Of course you can't just ignore the rules.  You have to know the rules to know which ones aren't important.  You probably won't get a ticket if you breeze through that five minute red light at four in the morning.   But if you rocket through a school zone at 150 on a Tuesday at three in the afternoon because "fuck rules," you will end up in county prison nursing your taser wounds and wishing that either the toilet was much much MUCH more private or your cellmates hadn't had cabbage the night before.

You probably can do a fine job without knowing every single rule.  You are probably a fine driver without knowing that it is illegal to jump from one vehicle to another at 65mph in Glendale, California.  You are also probably a fine writer without knowing that several style manuals state that technically any action (beyond attribution tags) that occurs between a single sentence quotation is supposed to happen inside em dashes.  Some rules might even be a little less obscure than these examples.  (You may not know that if you see an emergency vehicle with flashing lights on the side of the road, you are supposed to move a lane to the left [except in a couple of states] and you may not know why some lists of adjectives have commas between them and some don't.)  But you can probably still write pretty well without knowing every rule.

Some rules are just shit people make up like driving a car barefoot or that speculative fiction can't ever be as significant as literary fiction.  They don't even know what they're talking about, but they want the rule to be true, so they tell everyone it's totally a rule and it catches on like an urban legend.

Passing on the right:
the don't-end-a-sentence-in-a-preposition of the driving world.
No one cares.  Everyone does it.
And it drives the rule-lawyers insane!
Delightfully, beautifully, purple-faceily insane.
And you probably know someone--both a driver and a writer--who follows all the rules, and demands everyone around them do so as well.  They probably have a truly reasonable sounding explanation for why they insist on this (meaning with writing or safety with driving).  And...in BOTH cases their adherence to the rules can be so strict as to actually achieve the opposite of their intention.  A strict, inflexible, and "proper" interpretation of yesteryear grammar can actually muddle meaning with many (if not most) people, and following every traffic law in every situation can actually put you in grave danger if people around you don't know what you're doing.  Also these people are absolutely insufferable pedants in either context.


3- There is a huge gulf between doing it for a living and doing it in a way that people just sit and watch

You probably know some people who drive for a living.  Cab drivers.  Bus drivers.  Airport shuttle drivers.  Package delivery drivers.  Limo drivers.  Maybe just someone who commutes such an ungodly distance as part of their job that they are basically including driving as part of the job.  These people technically make their money driving.

Technically.

Are they stunt drivers?  No. Are they race car drivers?  No.  Are people lining up just to watch them majestically operate their machinery?  No.  Would people pay just to watch them drive?  No. Driving is the means by which they get you to what you are really paying for--your pizza or package or your transportation or some other thing that needs a driver.  These people might be consumate professionals, highly skilled, and even quite awesome drivers, but you're probably never going to drop real money just to watch them get the 20 Line from BART to Diablo Valley Community College before 4:30.  The drivers you pay to see are the ones that push the limits.  They do things with cars that you almost can't believe.

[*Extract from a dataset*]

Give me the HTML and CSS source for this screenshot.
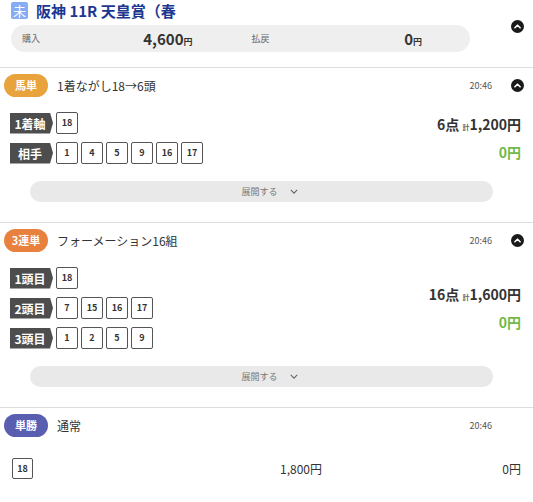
FILE: index.html
```html
<!DOCTYPE html>
<html lang="ja">
    <head>
        <meta charset="utf-8">
        <title>購入履歴</title>
        <link rel="stylesheet" href="styles.css">
    </head>
    <body>
        <!-- race header with the total purchase / payout -->
        <div class="race">
            <div class="race-main">
                <div class="race-head">
                    <span class="race-mark">未</span>
                    <h1 class="race-name">阪神 11R 天皇賞（春</h1>
                </div>
                <div class="summary">
                    <div class="sum-cell"><span class="sum-label">購入</span><span class="sum-value">4,600<small>円</small></span></div>
                    <div class="sum-cell"><span class="sum-label">払戻</span><span class="sum-value">0<small>円</small></span></div>
                </div>
            </div>
            <span class="circle-btn race-toggle"><svg viewBox="0 0 14 14" width="13" height="13"><circle cx="7" cy="7" r="7" fill="#1a1a1a"/><path d="M4.2 8.4 7 5.6 9.8 8.4" fill="none" stroke="#fff" stroke-width="1.7" stroke-linecap="round" stroke-linejoin="round"/></svg></span>
        </div>

        <!-- bet 1 -->
        <section class="bet">
            <div class="bet-head">
                <span class="badge badge-umatan">馬単</span>
                <span class="bet-title">1着ながし18→6頭</span>
                <span class="bet-time">20:46</span>
                <span class="circle-btn"><svg viewBox="0 0 14 14" width="13" height="13"><circle cx="7" cy="7" r="7" fill="#1a1a1a"/><path d="M4.2 8.4 7 5.6 9.8 8.4" fill="none" stroke="#fff" stroke-width="1.7" stroke-linecap="round" stroke-linejoin="round"/></svg></span>
            </div>
            <div class="bet-body">
                <div class="picks">
                    <div class="pick-row"><span class="pick-tag">1着軸</span><span class="num">18</span></div>
                    <div class="pick-row"><span class="pick-tag">相手</span><span class="num">1</span><span class="num">4</span><span class="num">5</span><span class="num">9</span><span class="num">16</span><span class="num">17</span></div>
                </div>
                <div class="bet-amount">
                    <div class="bet-cost">6点 <small>計</small>1,200円</div>
                    <div class="bet-pay">0円</div>
                </div>
            </div>
            <div class="expand">展開する <svg viewBox="0 0 10 6" width="8" height="5"><path d="M1 1 5 5 9 1" fill="none" stroke="#666" stroke-width="1.4"/></svg></div>
        </section>

        <!-- bet 2 -->
        <section class="bet">
            <div class="bet-head">
                <span class="badge badge-sanrentan">3連単</span>
                <span class="bet-title">フォーメーション16組</span>
                <span class="bet-time">20:46</span>
                <span class="circle-btn"><svg viewBox="0 0 14 14" width="13" height="13"><circle cx="7" cy="7" r="7" fill="#1a1a1a"/><path d="M4.2 8.4 7 5.6 9.8 8.4" fill="none" stroke="#fff" stroke-width="1.7" stroke-linecap="round" stroke-linejoin="round"/></svg></span>
            </div>
            <div class="bet-body">
                <div class="picks">
                    <div class="pick-row"><span class="pick-tag">1頭目</span><span class="num">18</span></div>
                    <div class="pick-row"><span class="pick-tag">2頭目</span><span class="num">7</span><span class="num">15</span><span class="num">16</span><span class="num">17</span></div>
                    <div class="pick-row"><span class="pick-tag">3頭目</span><span class="num">1</span><span class="num">2</span><span class="num">5</span><span class="num">9</span></div>
                </div>
                <div class="bet-amount">
                    <div class="bet-cost">16点 <small>計</small>1,600円</div>
                    <div class="bet-pay">0円</div>
                </div>
            </div>
            <div class="expand">展開する <svg viewBox="0 0 10 6" width="8" height="5"><path d="M1 1 5 5 9 1" fill="none" stroke="#666" stroke-width="1.4"/></svg></div>
        </section>

        <!-- bet 3 (single, no toggle) -->
        <section class="bet bet-last">
            <div class="bet-head no-toggle">
                <span class="badge badge-tansho">単勝</span>
                <span class="bet-title">通常</span>
                <span class="bet-time">20:46</span>
            </div>
            <div class="single-row">
                <span class="num">18</span>
                <span class="single-cost">1,800円</span>
                <span class="single-pay">0円</span>
            </div>
        </section>
    </body>
</html>
```

FILE: styles.css
```css
body {
    margin: 0;
    font-family: "Noto Sans CJK JP", "DejaVu Sans", sans-serif;
    color: #333;
    background: #fff;
}

/** race header **/
.race {
    display: flex;
    padding: 2px 9px 15px 11px;
    border-bottom: 1px solid #ddd;
}

.race-main {
    width: 459px;
}

.race-head {
    display: flex;
    align-items: center;
    height: 17px;
    gap: 8px;
}

.race-mark {
    width: 17px;
    height: 17px;
    border-radius: 2px;
    background: #86acf4;
    color: #fff;
    font-size: 13px;
    line-height: 17px;
    text-align: center;
}

.race-name {
    margin: 0;
    font-size: 15px;
    font-weight: bold;
    color: #1d3791;
    white-space: nowrap;
    line-height: 17px;
}

.summary {
    margin-top: 6px;
    height: 27px;
    border-radius: 14px;
    background: #efefef;
    display: grid;
    grid-template-columns: 1fr 1fr;
    column-gap: 59px;
    padding: 0 48px 0 11px;
    align-items: center;
}

.sum-cell {
    display: flex;
    justify-content: space-between;
    align-items: center;
}

.sum-label {
    font-size: 9px;
    color: #666;
}

.sum-value {
    font-size: 15px;
    font-weight: bold;
    color: #333;
}

.sum-value small {
    font-size: 9px;
}

.circle-btn {
    display: block;
    width: 13px;
    height: 13px;
}

.circle-btn svg {
    display: block;
}

.race-toggle {
    margin-left: auto;
    margin-top: 18px;
}

/** bets **/
.bet {
    border-bottom: 1px solid #ddd;
    padding: 6px 0 20px 0;
}

.bet-last {
    border-bottom: none;
}

.bet-head {
    display: flex;
    align-items: center;
    padding: 0 9px 0 4px;
}

.bet-head.no-toggle {
    padding-right: 41px;
}

.badge {
    width: 44px;
    height: 23px;
    border-radius: 12px;
    color: #fff;
    font-size: 11px;
    font-weight: bold;
    line-height: 23px;
    text-align: center;
}

.badge-umatan { background: #e8a33c; }
.badge-sanrentan { background: #e8803e; }
.badge-tansho { background: #595eb0; }

.bet-title {
    margin-left: 9px;
    font-size: 12px;
    color: #333;
}

.bet-time {
    margin-left: auto;
    margin-right: 19px;
    font-size: 9px;
    color: #555;
}

.no-toggle .bet-time {
    margin-right: 0;
}

.bet-body {
    display: flex;
    align-items: center;
    margin-top: 15px;
    padding: 0 12px 0 10px;
}

.picks {
    display: flex;
    flex-direction: column;
    gap: 8px;
}

.pick-row {
    display: flex;
    align-items: center;
    gap: 3px;
}

.pick-tag {
    width: 43px;
    height: 21px;
    background: #4d4d4d;
    color: #fff;
    font-size: 12px;
    font-weight: bold;
    line-height: 21px;
    padding-right: 3px;
    box-sizing: border-box;
    text-align: center;
    clip-path: polygon(0 0, 40px 0, 100% 50%, 40px 100%, 0 100%);
}

.num {
    width: 22px;
    height: 22px;
    box-sizing: border-box;
    border: 1px solid #555;
    border-radius: 2px;
    font-size: 9px;
    font-weight: bold;
    color: #333;
    line-height: 20px;
    text-align: center;
}

.bet-amount {
    margin-left: auto;
    display: flex;
    flex-direction: column;
    align-items: flex-end;
    gap: 8px;
}

.bet-cost {
    font-size: 14px;
    font-weight: bold;
    color: #333;
}

.bet-cost small {
    font-size: 7px;
    color: #666;
}

.bet-pay {
    font-size: 14px;
    font-weight: bold;
    color: #72b84a;
}

.expand {
    margin: 17px 40px 0 30px;
    height: 21px;
    border-radius: 11px;
    background: #e9e9e9;
    display: flex;
    justify-content: center;
    align-items: center;
    gap: 12px;
    font-size: 9px;
    color: #777;
    padding-left: 16px;
}

/** single bet row **/
.single-row {
    display: grid;
    grid-template-columns: 1fr auto 199px;
    align-items: center;
    margin-top: 21px;
    padding: 0 12px;
}

.single-row .num {
    width: 21px;
    height: 21px;
}

.single-cost {
    font-size: 12px;
    color: #333;
}

.single-pay {
    font-size: 12px;
    color: #333;
    text-align: right;
}
```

Though I have to admit, I would totally pay $100 to see the local ice cream truck catch air off a car loader set up like a ramp--straight up Crazy Taxi style!  Day after day, your home life's a wreck...

The same is true of legions of professional writers.  There are tech writers, policy writers, science writers, content writers, communications directors, legal writers, travel writers, analysts, grant and development writers, and journalists.  These people are often highly competent wordsmiths--wonderful, adept, and professional at their particular skill sets.  They are making money with writing, and the writer has provided an invaluable service with skill, but it isn't the writing itself that is the product being exchanged..  It is the news, the grant proposal, the content, the analysis or something like that.   It's a pretty big chasm between this kind of writing and the kind you drop an hour's worth of pay on at the bookstore in to read for pleasure.  Those kinds of writers push the limits.  They do things with words that you can barely imagine.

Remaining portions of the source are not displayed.